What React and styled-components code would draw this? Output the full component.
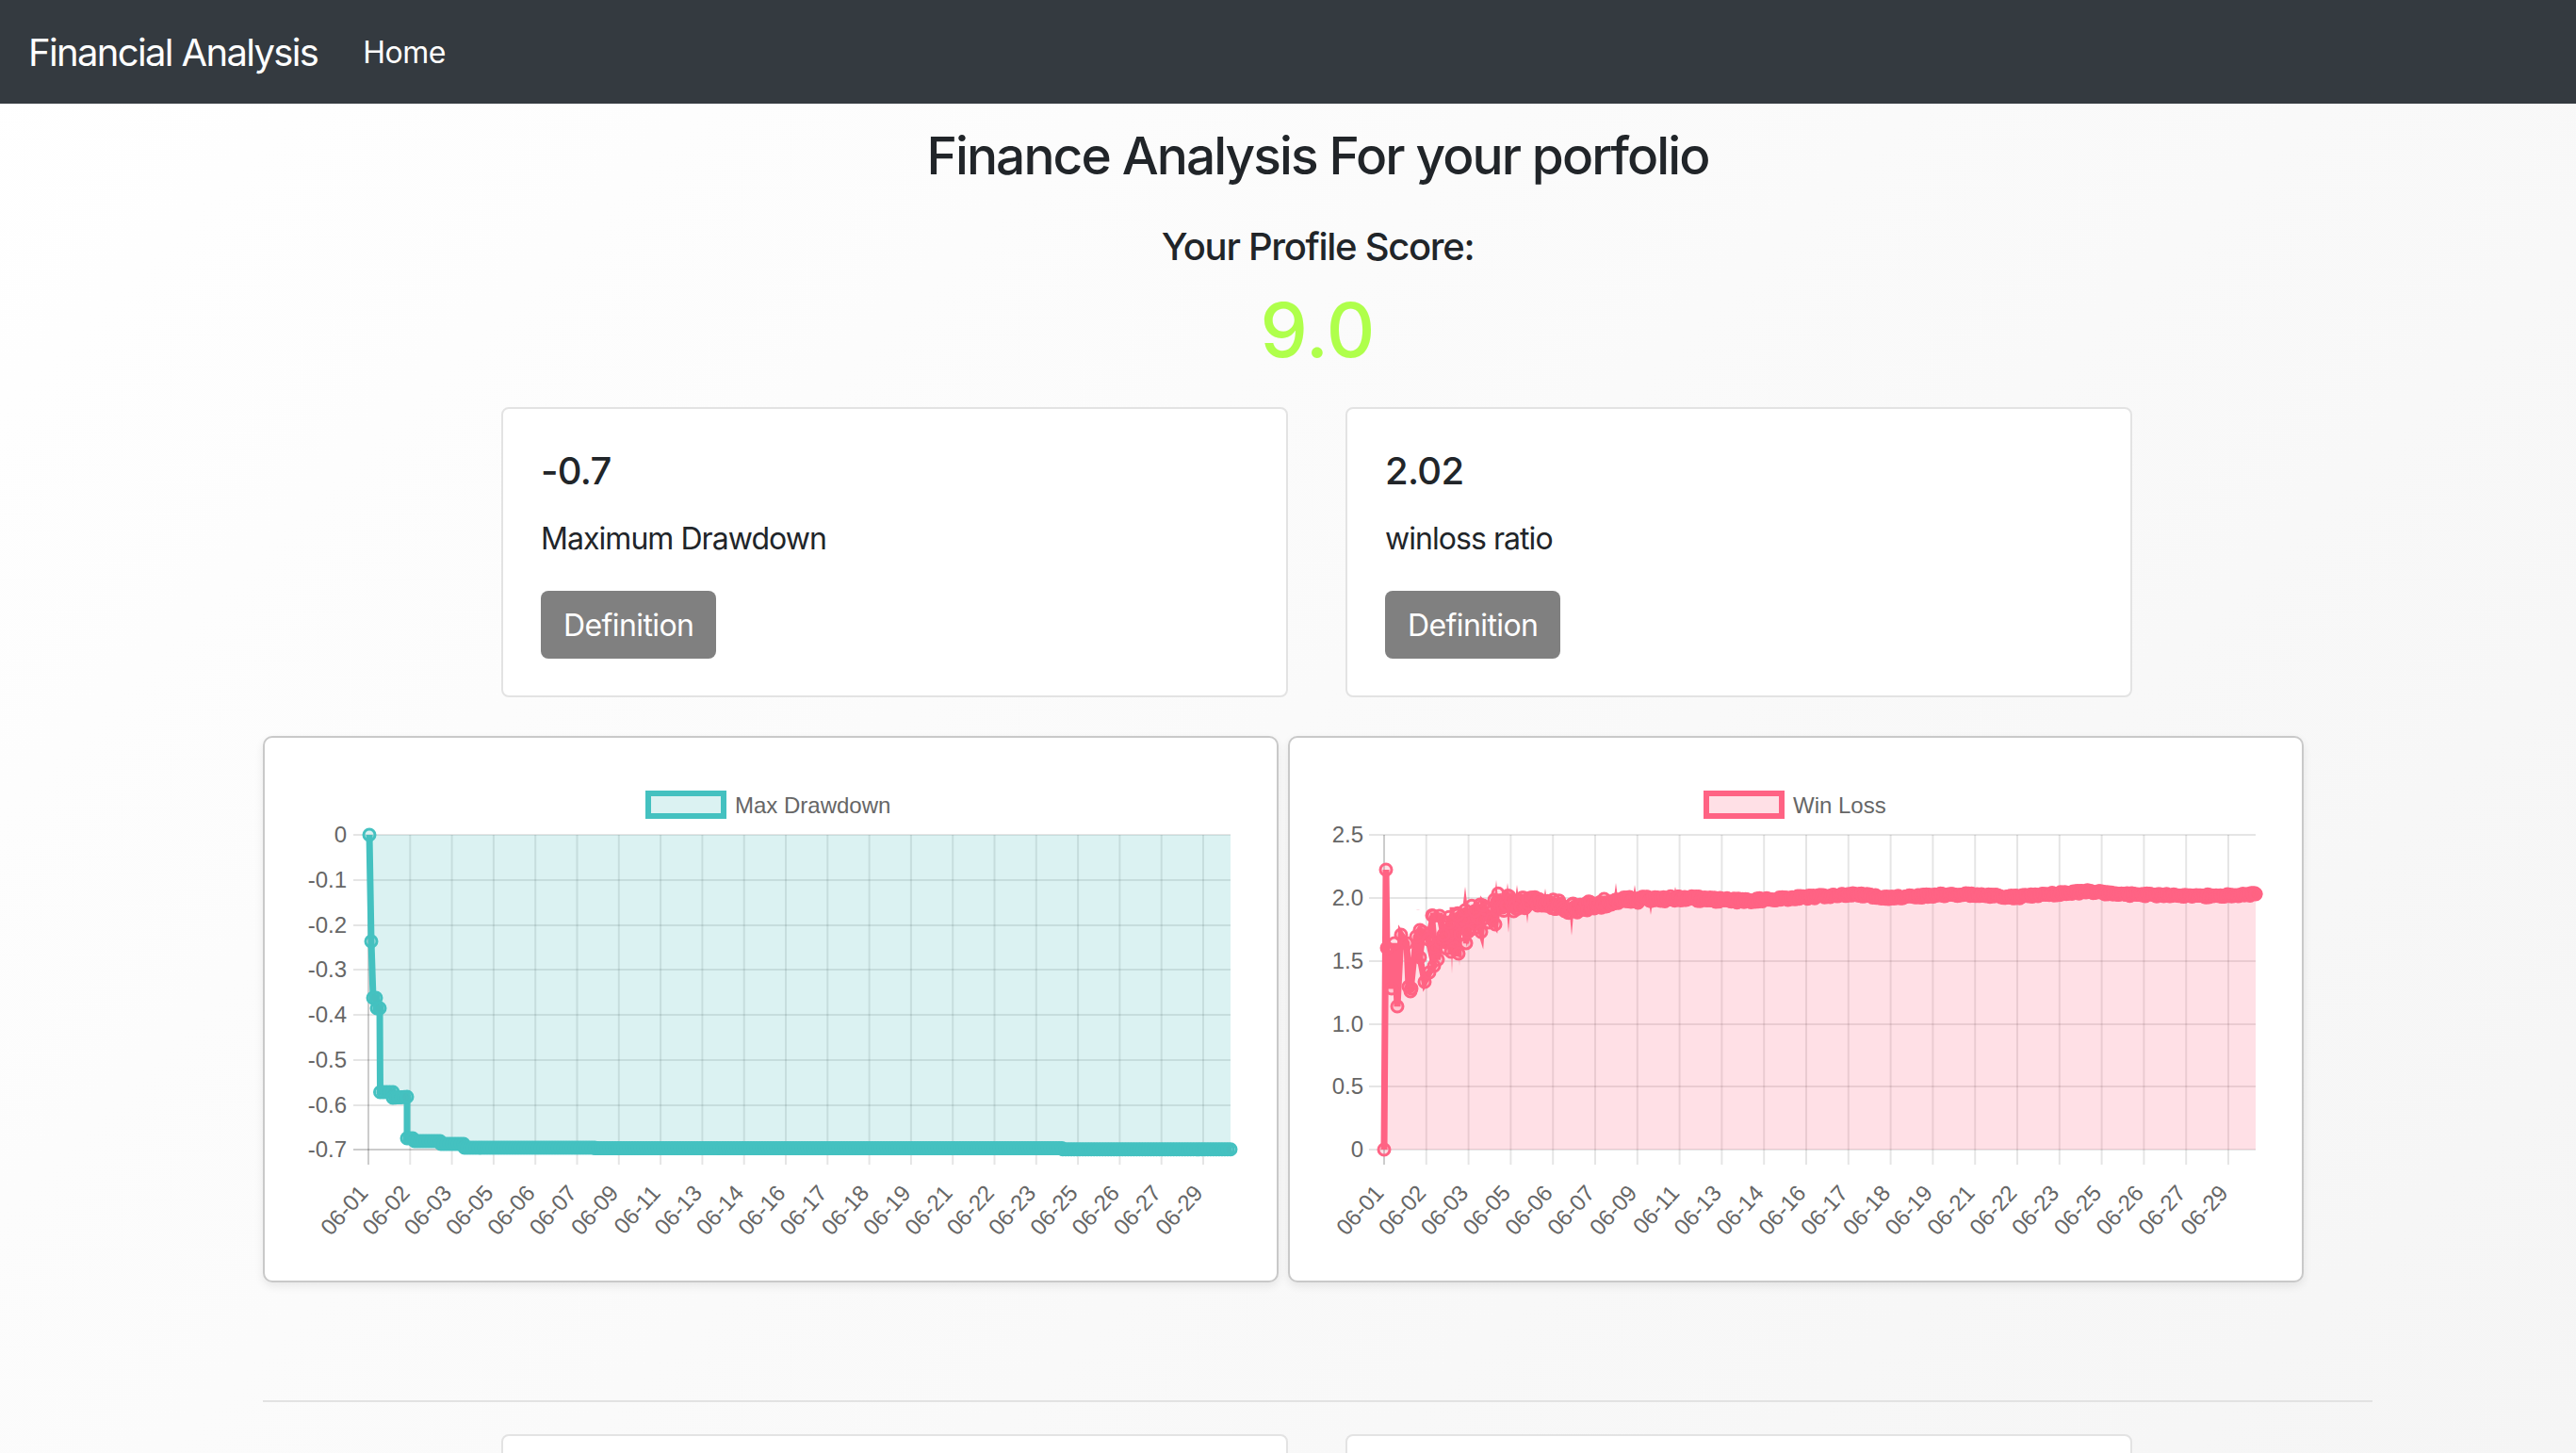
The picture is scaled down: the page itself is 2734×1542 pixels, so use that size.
import styled, { createGlobalStyle } from "styled-components";

const GlobalStyle = createGlobalStyle`
  html, body {
    margin: 0;
    height: 100%;
    overflow: hidden;
  }
  body {
    font-family: Inter, "Liberation Sans", sans-serif;
    color: #212529;
    background: linear-gradient(135deg, #ffffff 0%, #f5f5f5 100%);
  }
`;

const dates = [
  "06-01", "06-02", "06-03", "06-05", "06-06", "06-07", "06-09", "06-11", "06-13", "06-14", "06-16",
  "06-17", "06-18", "06-19", "06-21", "06-22", "06-23", "06-25", "06-26", "06-27", "06-29",
];

// small seeded random so the noisy band stays the same on every load
function makeRandom(seed) {
  let s = seed;
  return () => {
    s = (s * 16807) % 2147483647;
    return s / 2147483647;
  };
}

function densify(points, step) {
  const out = [];
  points.forEach((p, i) => {
    const next = points[i + 1];
    out.push(p);
    if (!next || Math.abs(next[1] - p[1]) > 8) return;
    const n = Math.floor((next[0] - p[0]) / step);
    for (let k = 1; k < n; k++) {
      const t = k / n;
      out.push([p[0] + (next[0] - p[0]) * t, p[1] + (next[1] - p[1]) * t]);
    }
  });
  return out;
}

function interpolate(table, x) {
  for (let i = 0; i < table.length - 1; i++) {
    const a = table[i];
    const b = table[i + 1];
    if (x <= b[0]) {
      const t = (x - a[0]) / (b[0] - a[0]);
      return a.slice(1).map((v, k) => v + (b[k + 1] - v) * t);
    }
  }
  return table[table.length - 1].slice(1);
}

const drawdownPoints = densify(
  [
    [392, 887], [394, 1000], [396, 1060], [399, 1060], [400, 1071], [403, 1071], [403.5, 1160], [417, 1160],
    [417, 1166], [432, 1165], [432, 1209], [438, 1209], [440, 1212], [467, 1212], [468, 1215], [492, 1215],
    [493, 1219], [631, 1219], [632, 1219.6], [1127, 1219.6], [1128, 1220.7], [1306, 1220.7],
  ],
  3
);

const winLossEarly = [
  [1469, 1221], [1471, 924], [1472, 1007], [1477, 1050], [1480, 1002], [1483, 1069], [1487, 993], [1493, 1002],
  [1495, 1048], [1498, 1050], [1497, 1053], [1503, 995], [1507, 988], [1510, 990], [1507, 1017], [1512, 1043],
  [1517, 1033], [1522, 1026], [1516, 998], [1521, 973], [1528, 973], [1532, 993], [1538, 980], [1540, 1011],
  [1548, 1013], [1547, 972], [1555, 967], [1558, 990], [1565, 968], [1572, 990], [1574, 962], [1587, 982], [1590, 960],
];

// top and bottom of the busy first days, the line bounces between them
const scatterEnvelope = [
  [1520, 972, 1030], [1548, 965, 1008], [1575, 958, 988], [1590, 952, 978],
];

function buildScatter() {
  const random = makeRandom(917);
  const out = [];
  for (let x = 1520; x <= 1590; x += 3) {
    const [high, low] = interpolate(scatterEnvelope, x);
    out.push([x, high + (low - high) * random()]);
  }
  return out;
}

const bandAnchors = [
  [1590, 960], [1628, 957], [1668, 965], [1717, 957], [1780, 954], [1851, 957], [1971, 950], [2003, 954],
  [2056, 951], [2083, 950], [2140, 953], [2216, 947], [2250, 950], [2333, 952], [2394, 950],
];

const bandY = (x) => interpolate(bandAnchors, x)[0];

function buildWinLossBand() {
  const random = makeRandom(4711);
  const out = [];
  for (let x = 1590; x <= 2394; x += 1.5) {
    const amp = 1.5 + 10 * Math.exp(-(x - 1590) / 90);
    out.push([x, bandY(x) + (random() - 0.5) * 2 * amp]);
  }
  out.push([2394, 950]);
  return out;
}

const winLossScatter = buildScatter();
const winLossBand = buildWinLossBand();
const winLossPoints = [...winLossScatter, ...winLossEarly, ...winLossBand];

// sharp miter tips of the line where the data jumps around
const winLossSpikes = [
  [1505, 967], [1555, 942], [1541, 1034], [1549, 1026], [1588, 935], [1600, 938], [1610, 940], [1601, 991],
  [1621, 981], [1668, 994], [1715, 938], [1735, 940], [1640, 944], [1778, 942], [1752, 972],
];

const toPath = (points) => points.map((p) => `${p[0].toFixed(1)},${p[1].toFixed(1)}`).join(" ");

const PlotText = styled.text`
  font-family: "Liberation Sans", Arial, sans-serif;
  font-size: 24px;
  fill: #666666;
`;

function Chart({ config }) {
  const { originX, left, right, gridRight, label, legendX, legendTextX, color, fill, ticks, labelRight, points, area, scatter, early, band, spikes } = config;
  const top = 887;
  const step = (gridRight - left) / 20;

  return (
    <svg width="100%" height="100%" viewBox={`${originX} 784 1074 576`} style={{ display: "block" }}>
      <rect x={legendX} y={843} width={80} height={24} fill={fill} stroke={color} strokeWidth="6" />
      <PlotText x={legendTextX} y={864}>{label}</PlotText>

      {ticks.map((t) => (
        <g key={t.label}>
          <line x1={left - 16} x2={right} y1={t.y} y2={t.y} stroke={t.zero ? "rgba(0,0,0,0.2)" : "rgba(0,0,0,0.1)"} strokeWidth="2" />
          <PlotText x={labelRight} y={t.y + 8} textAnchor="end">{t.label}</PlotText>
        </g>
      ))}

      {dates.map((d, i) => {
        const x = left + step * i;
        return (
          <g key={d}>
            <line x1={x} x2={x} y1={top} y2={1237} stroke={i === 0 ? "rgba(0,0,0,0.2)" : "rgba(0,0,0,0.1)"} strokeWidth="2" />
            <PlotText textAnchor="end" transform={`translate(${x + 1} 1268) rotate(-48)`}>{d}</PlotText>
          </g>
        );
      })}

      <polygon points={area} fill={fill} />
      {spikes.map((s) => (
        <polygon key={s.join()} points={`${s[0] - 2.5},${bandY(s[0])} ${s[0]},${s[1]} ${s[0] + 2.5},${bandY(s[0])}`} fill={color} />
      ))}
      {scatter && <polyline points={toPath(scatter)} fill="none" stroke={color} strokeWidth="6" strokeLinejoin="bevel" />}
      {early && <polyline points={toPath(early)} fill="none" stroke={color} strokeWidth="7" strokeLinejoin="miter" strokeMiterlimit="6" />}
      <polyline points={toPath(band)} fill="none" stroke={color} strokeWidth="7" strokeLinejoin="round" />
      {points.map((p, i) => (
        <circle key={i} cx={p[0]} cy={p[1]} r="6" fill={fill} stroke={color} strokeWidth="3" />
      ))}
    </svg>
  );
}

const drawdownChart = {
  originX: 281,
  left: 391,
  right: 1306,
  gridRight: 1277,
  label: "Max Drawdown",
  legendX: 688,
  legendTextX: 780,
  color: "#44c1c0",
  fill: "rgba(75,192,192,0.2)",
  labelRight: 368,
  ticks: [
    { label: "0", y: 887 }, { label: "-0.1", y: 935 }, { label: "-0.2", y: 983 }, { label: "-0.3", y: 1030 },
    { label: "-0.4", y: 1078 }, { label: "-0.5", y: 1126 }, { label: "-0.6", y: 1174 }, { label: "-0.7", y: 1221, zero: true },
  ],
  points: drawdownPoints,
  band: drawdownPoints,
  spikes: [],
  area: `${toPath(drawdownPoints)} 1306,887 391,887`,
};

const winLossChart = {
  originX: 1369,
  left: 1469,
  right: 2394,
  gridRight: 2365,
  label: "Win Loss",
  legendX: 1811,
  legendTextX: 1903,
  color: "#ff6384",
  fill: "rgba(255,99,132,0.2)",
  labelRight: 1447,
  ticks: [
    { label: "2.5", y: 887 }, { label: "2.0", y: 954 }, { label: "1.5", y: 1021 }, { label: "1.0", y: 1088 },
    { label: "0.5", y: 1154 }, { label: "0", y: 1221 },
  ],
  points: winLossPoints,
  scatter: winLossScatter,
  early: winLossEarly,
  band: winLossBand,
  spikes: winLossSpikes,
  area: `1469,1221 ${toPath(winLossEarly.slice(1).map((p) => [p[0], Math.min(p[1], 1050)]))} ${toPath(bandAnchors)} 2394,1221`,
};

function App() {
  return (
    <>
      <GlobalStyle />
      <Navbar>
        <Brand>Financial Analysis</Brand>
        <NavLink>Home</NavLink>
      </Navbar>
      <Main>
        <Title>Finance Analysis For your porfolio</Title>
        <ScoreLabel>Your Profile Score:</ScoreLabel>
        <Score>9.0</Score>
        <StatRow>
          <StatCard>
            <StatValue>-0.7</StatValue>
            <StatName>Maximum Drawdown</StatName>
            <DefinitionButton>Definition</DefinitionButton>
          </StatCard>
          <StatCard>
            <StatValue>2.02</StatValue>
            <StatName>winloss ratio</StatName>
            <DefinitionButton>Definition</DefinitionButton>
          </StatCard>
        </StatRow>
        <ChartRow>
          <ChartCard>
            <Chart config={drawdownChart} />
          </ChartCard>
          <ChartCard>
            <Chart config={winLossChart} />
          </ChartCard>
        </ChartRow>
        <Divider />
        <StatRow>
          <StatCard />
          <StatCard />
        </StatRow>
      </Main>
    </>
  );
}

const Navbar = styled.nav`
  height: 110px;
  background: #343a40;
  display: flex;
  align-items: center;
  padding: 0 30px;
  box-sizing: border-box;
  color: #ffffff;
`;

const Brand = styled.a`
  font-size: 40px;
  letter-spacing: -1.65px;
  margin-right: 48px;
`;

const NavLink = styled.a`
  font-size: 32px;
  letter-spacing: -0.5px;
`;

const Main = styled.main`
  width: 2239px;
  margin-left: 279px;
  display: flex;
  flex-direction: column;
`;

const Title = styled.h2`
  margin: 22px 0 0;
  font-size: 55px;
  line-height: 1.2;
  font-weight: 500;
  letter-spacing: -1.9px;
  text-align: center;
`;

const ScoreLabel = styled.h5`
  margin: 40px 0 0;
  font-size: 40px;
  line-height: 1.2;
  font-weight: 500;
  letter-spacing: -1.3px;
  text-align: center;
`;

const Score = styled.div`
  margin-top: 16px;
  font-size: 80px;
  line-height: 1.2;
  font-weight: 500;
  text-align: center;
  color: #afff4b;
`;

const StatRow = styled.div`
  display: flex;
  justify-content: center;
  gap: 61px;
  margin-top: 34px;
  padding-right: 2px;
`;

const StatCard = styled.div`
  width: 835px;
  height: 308px;
  box-sizing: border-box;
  padding: 42px 40px 40px 40px;
  background: #ffffff;
  border: 2px solid #e3e3e3;
  border-radius: 8px;
`;

const StatValue = styled.h5`
  margin: 0 0 24px;
  font-size: 40px;
  line-height: 1.2;
  font-weight: 500;
  letter-spacing: -0.7px;
`;

const StatName = styled.p`
  margin: 0 0 31px;
  font-size: 32px;
  line-height: 1.5;
  letter-spacing: -0.95px;
`;

const DefinitionButton = styled.button`
  display: block;
  height: 72px;
  padding: 0 24px;
  border: 0;
  border-radius: 8px;
  background: #808080;
  color: #ffffff;
  font-family: inherit;
  font-size: 32px;
  letter-spacing: -0.6px;
`;

const ChartRow = styled.div`
  display: flex;
  gap: 10px;
  margin-top: 41px;
`;

const ChartCard = styled.div`
  width: 1078px;
  height: 580px;
  box-sizing: border-box;
  background: #ffffff;
  border: 2px solid #c9c9c9;
  border-radius: 10px;
  box-shadow: 0 4px 10px rgba(0, 0, 0, 0.08);
`;

const Divider = styled.hr`
  width: 100%;
  margin: 125px 0 0;
  border: 0;
  border-top: 2px solid #e2e2e2;
`;

export default App;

===

State the number of lines above that hold the string "components", with nothing added.

Task answer -> 2